Summary of Strategic Management


Strategic management consists of internal and external analysis, strategy formulation, implementation and evaluation. A strategic approach is important because firms must constantly adapt to emerging technologies, respond to competitive pressures and changing customer preferences and operate in an increasing global marketplace. Companies may incorporate strategic management differently. In a start-up, for example, it may involve only the founder; in a more established company, it may be a more structured process involving managers from all levels of the organization.


SWOT -- strength, weakness, opportunity and threat -- analysis is often used to assess a company's internal and external environment. Internal strengths and weaknesses may be in the areas of staffing, financial resources, organizational structure and product innovation. External threats and opportunities may include competitive pressures and regulatory changes. Flowing from this analysis is the strategic direction of the company, its mission, goals and objectives. Mission and vision statements define the company's values and goals for the internal stakeholders -- employees, management and owners -- and the external stakeholders -- investors, customers and suppliers.


Strategy formulation seeks to bridge the gap between what is internally available and what is needed to deal with external threats and opportunities. Depending on the size and complexity of the organization, strategy formulation is done at three levels: corporate, business unit and functional. Corporate-level strategy involves deciding the broad strategic direction of the company, including mergers and acquisitions. Business unit level strategy involves operational management, including project and product management, to meet customer requirements. Functional level strategy involves using marketing, finance and other resources to meet the company’s cost, profit and customer support objectives.


Implementation of strategies formulated at the functional, business and corporate levels involves managing stakeholder relationships and organizational resources to drive the company toward meeting its short-term and long-term goals. Organizational control systems, such as information technology based enterprise resource planning and financial reporting systems, help make strategy implementation effective.

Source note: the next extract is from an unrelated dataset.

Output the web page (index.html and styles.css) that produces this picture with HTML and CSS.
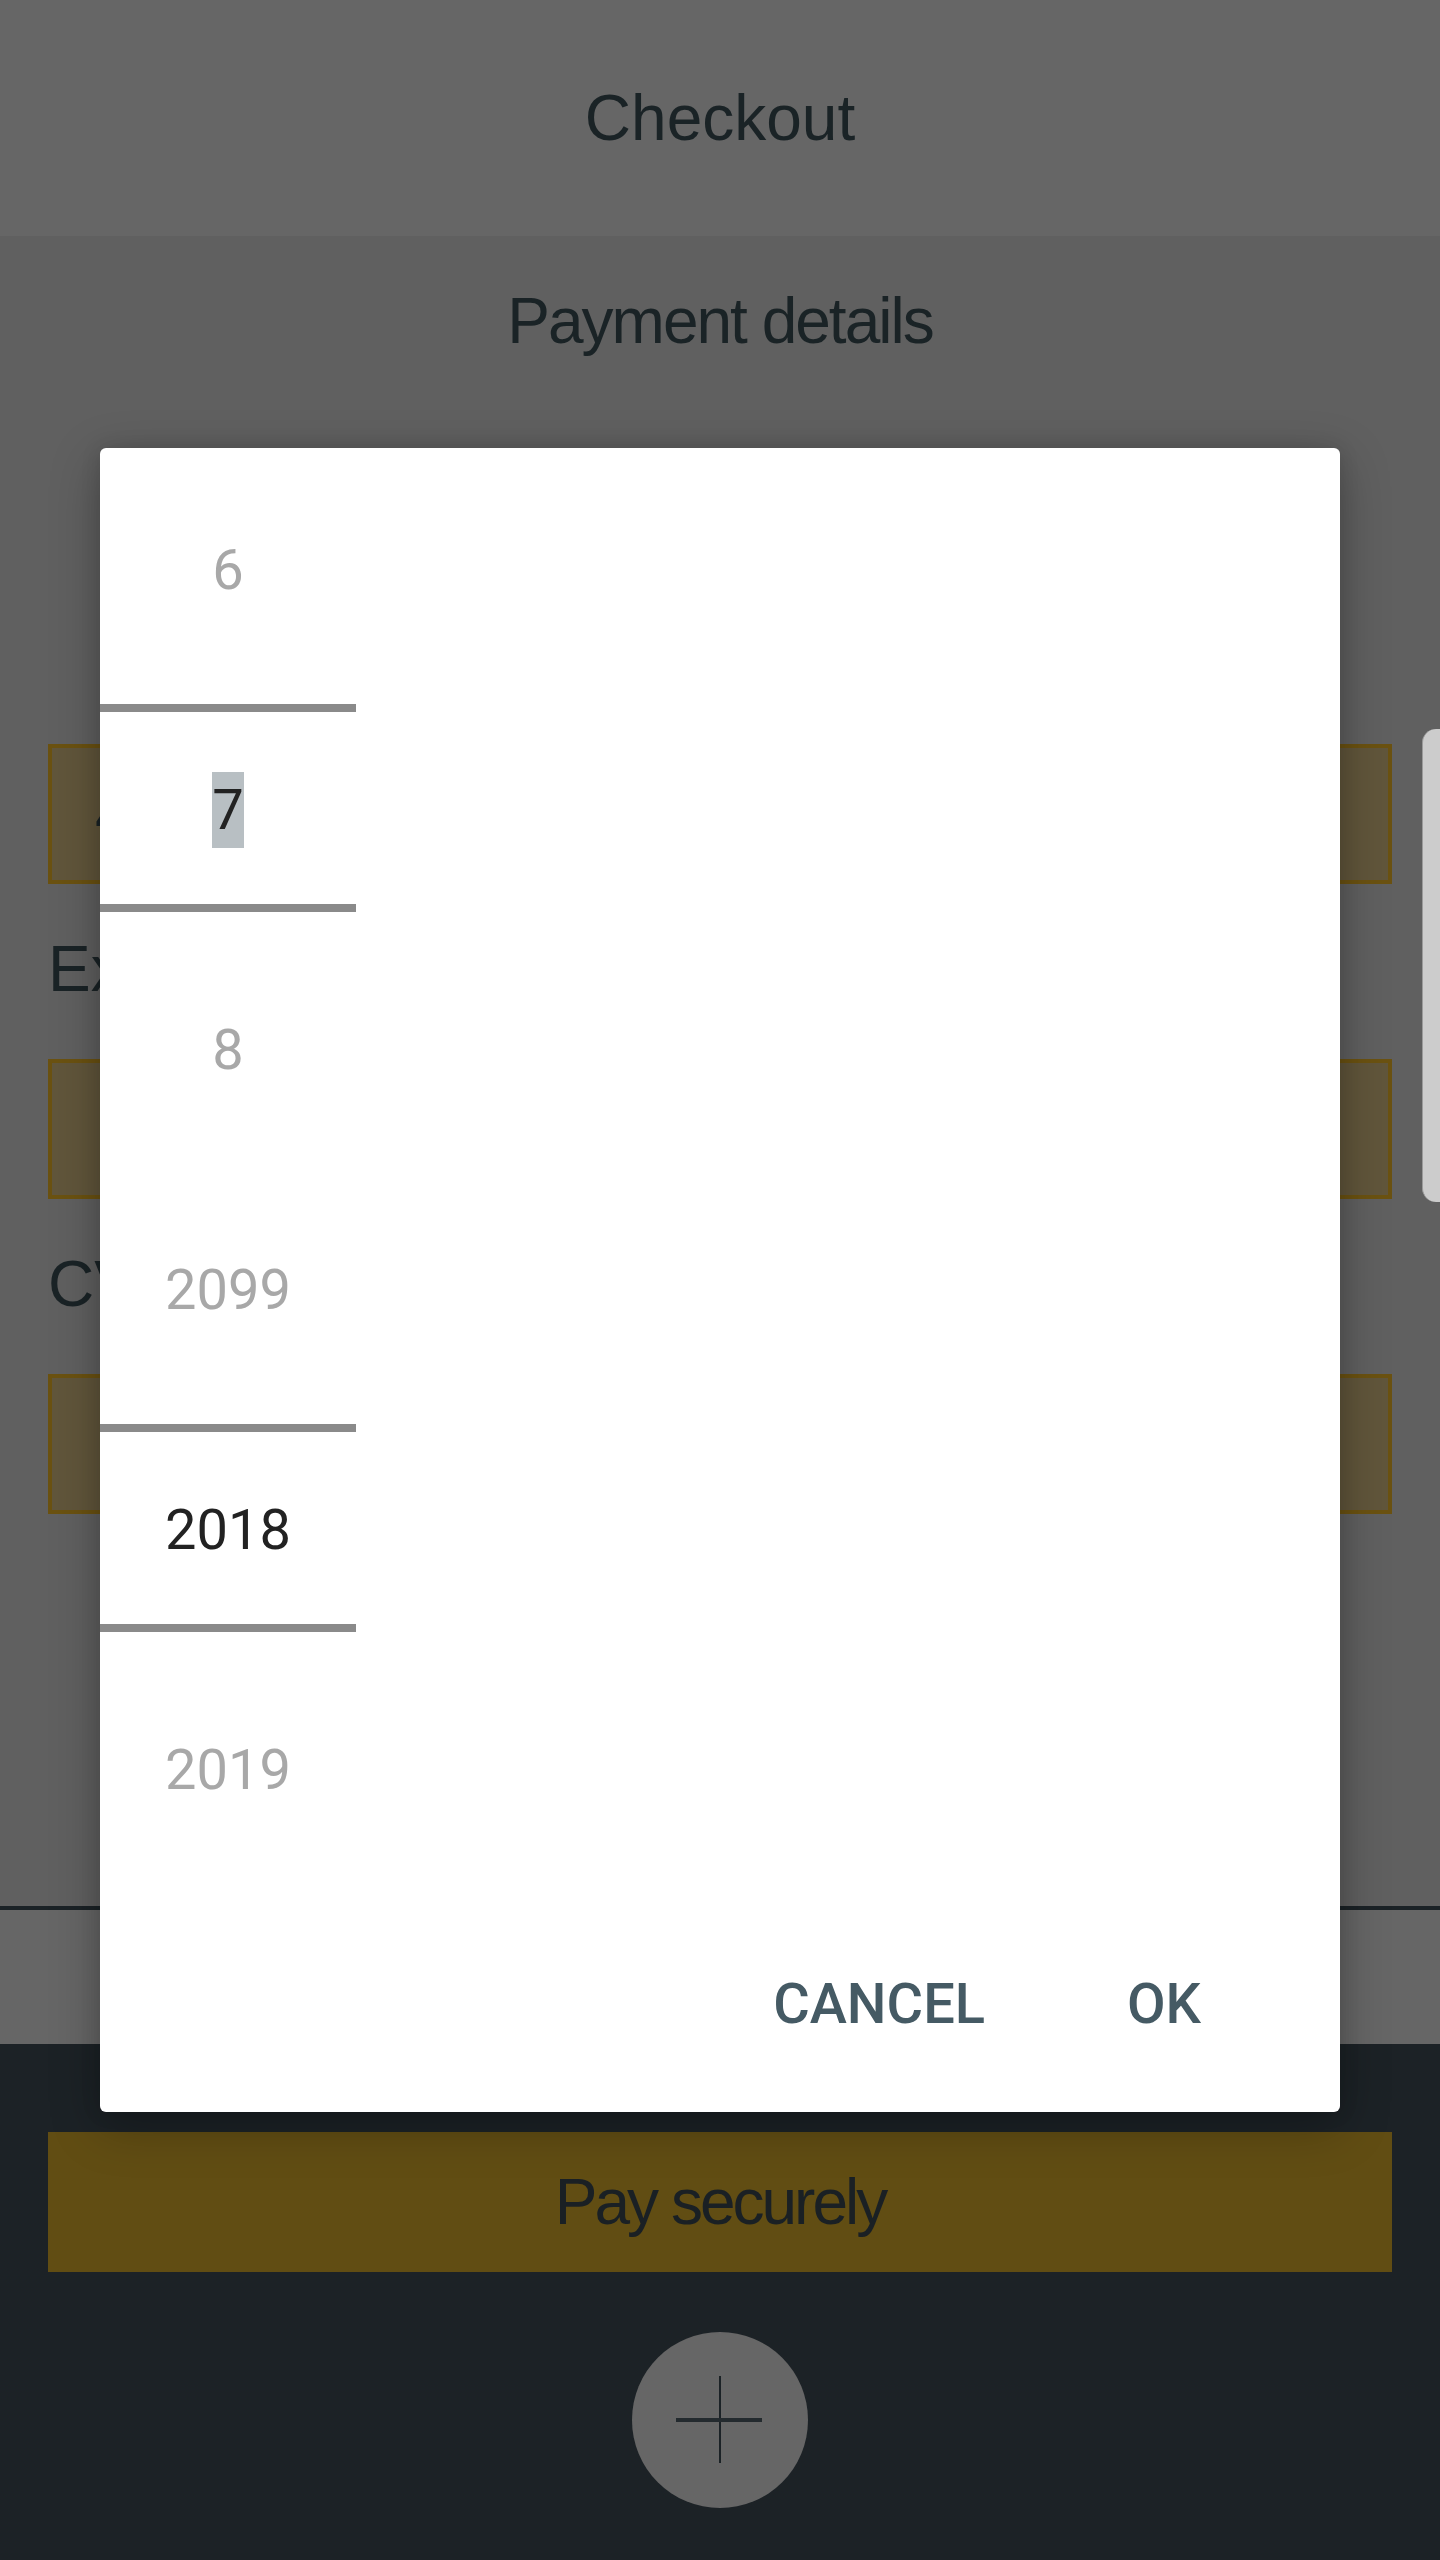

Evaluating organizational performance against goals and expectations is an important part of strategic management. Internal and external environments are not static: companies evolve, new competitors come into the market and new regulations are introduced. Managers at all levels must have timely performance data available to evaluate the impact of their decisions and make the necessary adjustments. Developed by Harvard University professor Robert Kaplan and business consultant David Norton, the balanced scorecard model is a popular tool for performance evaluation. It helps companies achieve their strategic objectives in four ways. First, operational metrics are developed that translate general vision statements into specific and measurable goals; second, the strategy is communicated widely so that employees understand their individual roles in meeting the performance objectives; third, budgeting is linked to strategic planning so that the resources are there to support organizational priorities; and finally, continuous feedback helps managers assess the effectiveness of their strategies throughout the implementation process.